Again, I like to use the stove top and oven method to finish the cooking. I sear one side of the smoked salmon in a hot sauté pan with a little grape seed oil. The caramelization forms quickly because of the sugar and soy in the brine. Into a 400˚F oven for about 4 minutes for 4 ounce fillet and it is cooked to perfection! I can almost taste it now.
Here is the recipe for brining salmon from that summer adventure in the Alaskan tundra so many years ago.
BRINE FOR SALMON TO BE SMOKED
1 quarts water
8 ounces soy sauce
½ cup brown sugar (light)
2 tablespoons sea salt
4 – 6 each six ounce portions of salmon fillets, block cut, bones removed
Method: Combine water, soy, sugar and salt in zip locking baggie. Mix to dissolve. Place salmon fillets into brine and close top of back, carefully removing air. Place onto pan of ice and refrigerate 70 minutes, no more, no less. Remove fish from brine and pat dry.
1-2 cups dry hard wood chips (cherry, hickory, apple, etc)
Salt, pepper, coriander–to taste
Method: Prepare smoker pan using desired dry wood chips on bottom under cooking rack. Place salmon onto rack. Place over heated outdoor grill, or on high heat indoors. When chips begin to smoke, cover pan tightly and start timing for 2 minutes. Turn off heat–walk outdoors if not already outside, and time for 2 additional minutes before removing cover. Remove salmon and place onto clean plate and refrigerate uncovered until needed, or at least for 30 minutes to allow bitter wood resins to dissipate.

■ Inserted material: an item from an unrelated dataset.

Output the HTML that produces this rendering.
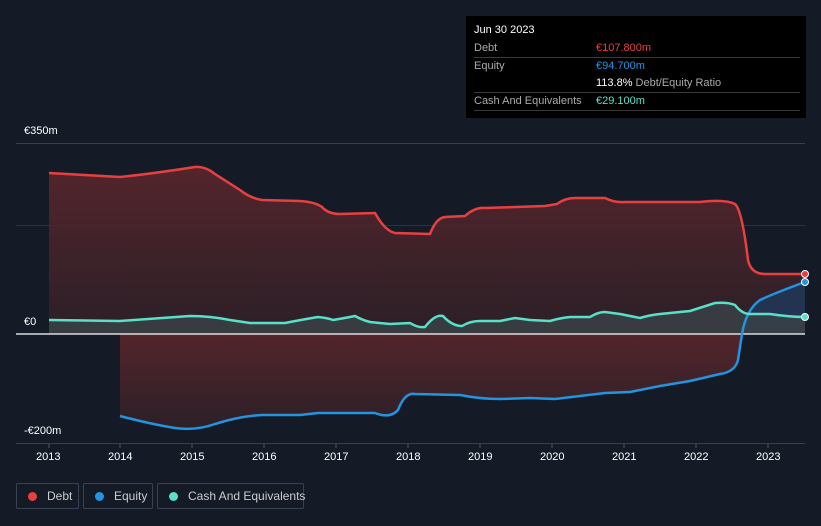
<!DOCTYPE html>
<html><head><meta charset="utf-8"><style>
html,body{margin:0;width:821px;height:526px;overflow:hidden}
body{background:#151b26;font-family:"Liberation Sans",sans-serif;position:relative}
.t{position:absolute;color:#fff;font-size:11px}
#tip{position:absolute;left:466px;top:16px;width:340px;height:102px;background:#000}
#tip .r{position:absolute;left:8px;width:326px;border-bottom:1px solid #3a3a3a;height:17px;font-size:11px;color:#aaa}
.lg{position:absolute;top:483px;height:26px;border:1px solid #3a4150;border-radius:2px;color:#ccc;font-size:12px;line-height:24px;box-sizing:border-box;white-space:nowrap}
.lg i{display:inline-block;width:9px;height:9px;border-radius:50%;margin:0 10px 0 11px;vertical-align:-1px}
</style></head><body>
<svg width="821" height="526" style="position:absolute;left:0;top:0">
<defs><linearGradient id="g" x1="0" y1="0" x2="0" y2="1"><stop offset="0" stop-color="#5a262c"/><stop offset="1" stop-color="#2e2027"/></linearGradient></defs>
<line x1="16" y1="143.5" x2="805" y2="143.5" stroke="#3a3f4a"/>
<line x1="16" y1="225.5" x2="805" y2="225.5" stroke="#2d323c"/>
<line x1="16" y1="443.5" x2="805" y2="443.5" stroke="#3a3f4a"/>
<path d="M49,334 L49,173 L120,177 Q150,174 195,167 Q205,166 215,174 L240,190 Q250,198 262,200 L300,201 Q315,202 322,207 Q328,214 340,214 L375,213 Q385,231 395,233 L430,234 Q436,218 445,217 L465,216 Q475,207 485,208 L545,206 L557,204 Q565,198 575,198 L605,198 Q615,203 625,202 L700,202 Q725,199 735,204 Q742,210 748,260 Q751,274 765,274 L805,274 L805,334 Z" fill="url(#g)" opacity="0.9"/>
<path d="M120,334 L120,416 Q150,424 175,428 Q195,431 215,424 Q240,416 262,415 L300,415 L318,413 L375,413 Q390,419 398,410 Q405,392 415,394 L460,395 Q480,399 500,399 L530,398 L555,399 L580,396 L605,393 L630,392 L660,386 L690,381 L720,374 Q735,372 738,360 L742,334 Z" fill="url(#g)" opacity="0.9"/>
<path d="M742,334 Q746,310 760,300 Q775,293 805,282 L805,334 Z" fill="#1f3a5a" opacity="0.8"/>
<path d="M49,334 L49,320 L120,321 Q150,319 190,316 Q210,316 230,320 L250,323 L285,323 Q300,320 318,317 Q328,318 333,320 Q345,318 355,316 Q362,320 370,322 L390,324 L410,323 Q418,328 425,327 Q435,314 443,316 Q452,326 462,326 Q470,321 480,321 L500,321 L515,318 L530,320 L550,321 Q560,318 570,317 L590,317 Q598,312 605,312 L620,314 L640,318 Q650,315 660,314 L690,311 L715,303 Q728,302 735,305 Q742,314 750,314 L770,314 Q790,317 805,317 L805,334 Z" fill="#3a4247" opacity="0.85"/>
<line x1="16" y1="334" x2="805" y2="334" stroke="#fff" stroke-width="1.2"/>
<path d="M49,173 L120,177 Q150,174 195,167 Q205,166 215,174 L240,190 Q250,198 262,200 L300,201 Q315,202 322,207 Q328,214 340,214 L375,213 Q385,231 395,233 L430,234 Q436,218 445,217 L465,216 Q475,207 485,208 L545,206 L557,204 Q565,198 575,198 L605,198 Q615,203 625,202 L700,202 Q725,199 735,204 Q742,210 748,260 Q751,274 765,274 L805,274" fill="none" stroke="#e84040" stroke-width="2.5"/>
<path d="M120,416 Q150,424 175,428 Q195,431 215,424 Q240,416 262,415 L300,415 L318,413 L375,413 Q390,419 398,410 Q405,392 415,394 L460,395 Q480,399 500,399 L530,398 L555,399 L580,396 L605,393 L630,392 L660,386 L690,381 L720,374 Q735,372 738,360 L742,334 Q746,310 760,300 Q775,293 805,282" fill="none" stroke="#2394df" stroke-width="2.5"/>
<path d="M49,320 L120,321 Q150,319 190,316 Q210,316 230,320 L250,323 L285,323 Q300,320 318,317 Q328,318 333,320 Q345,318 355,316 Q362,320 370,322 L390,324 L410,323 Q418,328 425,327 Q435,314 443,316 Q452,326 462,326 Q470,321 480,321 L500,321 L515,318 L530,320 L550,321 Q560,318 570,317 L590,317 Q598,312 605,312 L620,314 L640,318 Q650,315 660,314 L690,311 L715,303 Q728,302 735,305 Q742,314 750,314 L770,314 Q790,317 805,317" fill="none" stroke="#58e0c8" stroke-width="2.5"/>
<circle cx="805" cy="274" r="3.5" fill="#e84040" stroke="#fff"/>
<circle cx="805" cy="282" r="3.5" fill="#2394df" stroke="#fff"/>
<circle cx="805" cy="317" r="3.5" fill="#58e0c8" stroke="#fff"/>
<g stroke="#555b66"><line x1="49" y1="444" x2="49" y2="448"/><line x1="120" y1="444" x2="120" y2="448"/><line x1="192" y1="444" x2="192" y2="448"/><line x1="264" y1="444" x2="264" y2="448"/><line x1="336" y1="444" x2="336" y2="448"/><line x1="408" y1="444" x2="408" y2="448"/><line x1="480" y1="444" x2="480" y2="448"/><line x1="552" y1="444" x2="552" y2="448"/><line x1="624" y1="444" x2="624" y2="448"/><line x1="696" y1="444" x2="696" y2="448"/><line x1="768" y1="444" x2="768" y2="448"/></g>
</svg>
<div class="t" style="left:24px;top:125px">€350m</div>
<div class="t" style="left:24px;top:316px">€0</div>
<div class="t" style="left:24px;top:425px">-€200m</div>
<div class="t" style="left:36px;top:451px">2013</div><div class="t" style="left:108px;top:451px">2014</div><div class="t" style="left:180px;top:451px">2015</div><div class="t" style="left:252px;top:451px">2016</div><div class="t" style="left:324px;top:451px">2017</div><div class="t" style="left:396px;top:451px">2018</div><div class="t" style="left:468px;top:451px">2019</div><div class="t" style="left:540px;top:451px">2020</div><div class="t" style="left:612px;top:451px">2021</div><div class="t" style="left:684px;top:451px">2022</div><div class="t" style="left:756px;top:451px">2023</div>
<div id="tip">
<div style="position:absolute;left:8px;top:8px;color:#fff;font-size:11px">Jun 30 2023</div>
<div class="r" style="top:24px;line-height:17px">Debt<span style="position:absolute;left:122px;color:#e84040">€107.800m</span></div>
<div class="r" style="top:42px;line-height:17px;border:none">Equity<span style="position:absolute;left:122px;color:#2394df">€94.700m</span></div>
<div class="r" style="top:59px;line-height:17px"><span style="position:absolute;left:122px"><b style="color:#fff;font-weight:normal">113.8%</b> Debt/Equity Ratio</span></div>
<div class="r" style="top:77px;line-height:17px">Cash And Equivalents<span style="position:absolute;left:122px;color:#58e0c8">€29.100m</span></div>
</div>
<div class="lg" style="left:16px;width:63px"><i style="background:#e84040"></i>Debt</div>
<div class="lg" style="left:83px;width:70px"><i style="background:#2394df"></i>Equity</div>
<div class="lg" style="left:157px;width:147px"><i style="background:#58e0c8"></i>Cash And Equivalents</div>
</body></html>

Pan-sear in pre-heated fry pan with small amount of grape seed oil or other high smoke point oil. Over high heat, add salmon for about 2 minutes or until starts to caramelize and lifts out of pan without tearing. Place seared side up on cookie sheet and bake in 400ºF -425 ºF oven for 4-7 minutes. Always check in 4–looking for the salmon to be about 140ºF in the center and starting to flake when sides are lightly pinched together. Fish will continue to “carry-over cook” a few more degrees. Season if needed and serve.
Suggested serving accompaniments: Bob’s Blackberry Ketchup; Stone fruit chutney
Suggested wines: Capitello Sauvignon Blanc, Durant Vineyard Pinot Noir Rose, J. Scott Petite Syrah, Sineann Abondante.